Amin leva vers lui un visage ravagé par la douleur.
— J’ai mal, mon frère, on ne peut pas partir aujourd’hui ? Je n’en peux plus.
— Je vais voir s’il y a un véhicule pour t’emmener, promit le Shebab en sortant de la pièce.
De Hobyo à Mombasa, il y avait environ 400 miles nautiques. Les dhows de pêche filaient au maximum à 12 nœuds. Cela représentait plus de trente heures de mer.
Malko mit la clef dans la serrure du bungalow. Après le départ des Blackwaters, il avait eu une longue conversation téléphonique cryptée avec Mark Roll, expliquant les difficultés de leur projet. Il était plus prudent, dès qu’ils auraient obtenu le renseignement essentiel, de le transmettre à l’US Navy. La Ve Flotte avait des moyens d’intervention infiniment supérieurs à ceux de la CIA.
Le chef de Station avait bondi au plafond.
— Jamais ! C’est une affaire que nous traitons. Nous le ferons jusqu’au bout.
— Et si cela cause une catastrophe, à cause des délais trop courts ?
— À vous de faire que cela ne se produise pas ! avait tranché Mark Roll.
Le dhow était parti de Hobyo avec la marée. Cap au sud. Une petite embarcation de douze mètres, utilisée pour la pêche. Six hommes d’équipage. Amin Osman Said avait été installé sur une toile, à l’arrière, à côté de l’homme de barre, avec de l’eau, du khat et du riz. Les trépidations du diesel semblaient se répercuter directement dans son genou. Heureusement, la mer était calme et la houle supportable. Aucun pavillon, un seul feu en haut du mât, pas de nom ni de port d’attache. L’équipage dormait, à l’exception de l’homme de barre.
À une trentaine de miles de la côte somalienne, se dirigeant au GPS, invisibles pour les radars, ils ne risquaient aucune interception.

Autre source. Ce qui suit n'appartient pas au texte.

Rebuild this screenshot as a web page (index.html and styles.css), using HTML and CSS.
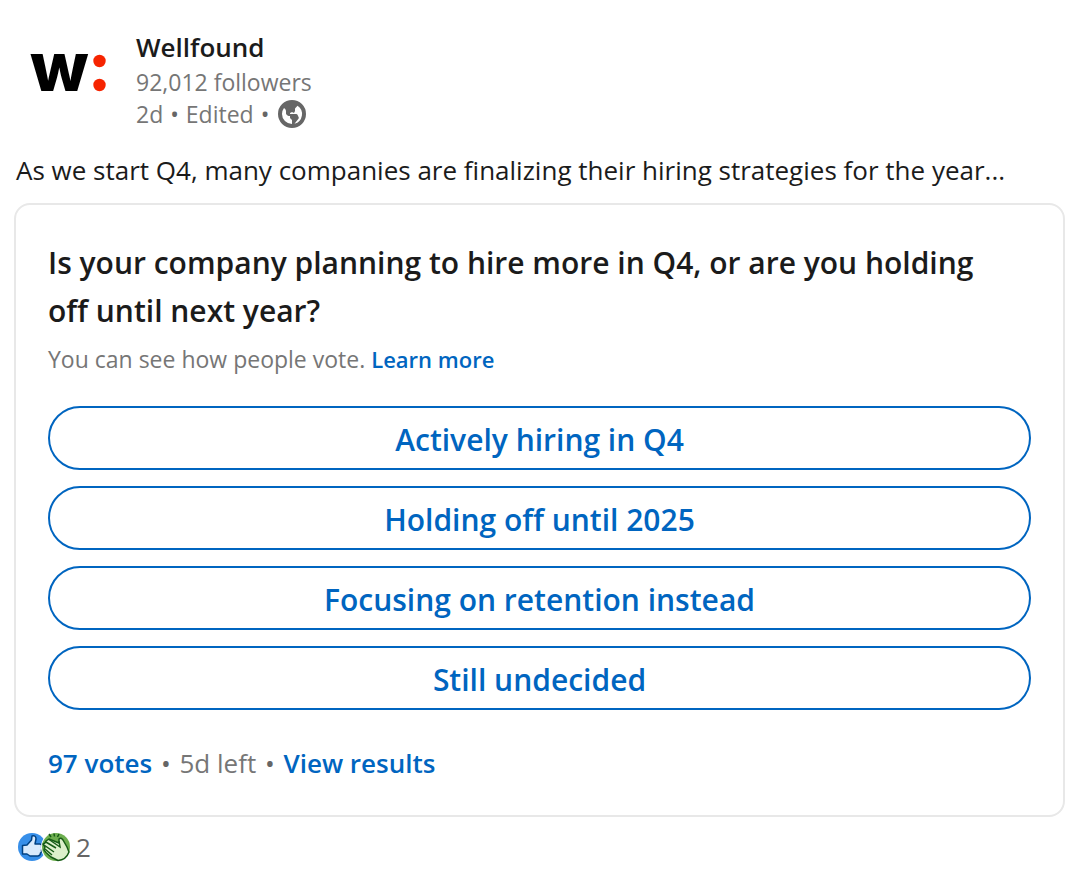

L’arrivée à Mombasa ne poserait aucun problème.. Tous les jours, ou presque, des dhows similaires y relâchaient pour y vendre leur poisson, repartant ensuite avec des marchandises de contrebande. Pour quelques centaines de shillings kenyans, les douaniers fermaient les yeux.
Amin Osman Said finit par s’endormir, abruti par le khat et bercé par la houle.
Muhammad était en train de nettoyer la chambre qui avait été occupée par Amin Osman Said lorsqu’il aperçut un portable tombé à terre. Vraisemblablement celui du jeune interprète somalien. Il le prit et, machinalement, l’alluma.
Un numéro s’afficha aussitôt. Commençant par (214), l’indicatif du Kenya. Un portable. Intrigué, Muhammad faillit le composer, mais décida de le porter à son chef.
Cheikh Robow l’écouta attentivement, prit le portable et passa en revue les numéros. Il n’y en avait que deux. Tous les deux kenyans. Cela l’intrigua, puis il se dit qu’il s’agissait sûrement de la cousine du jeune Amin. Il ferait appeler quelqu’un pour vérifier.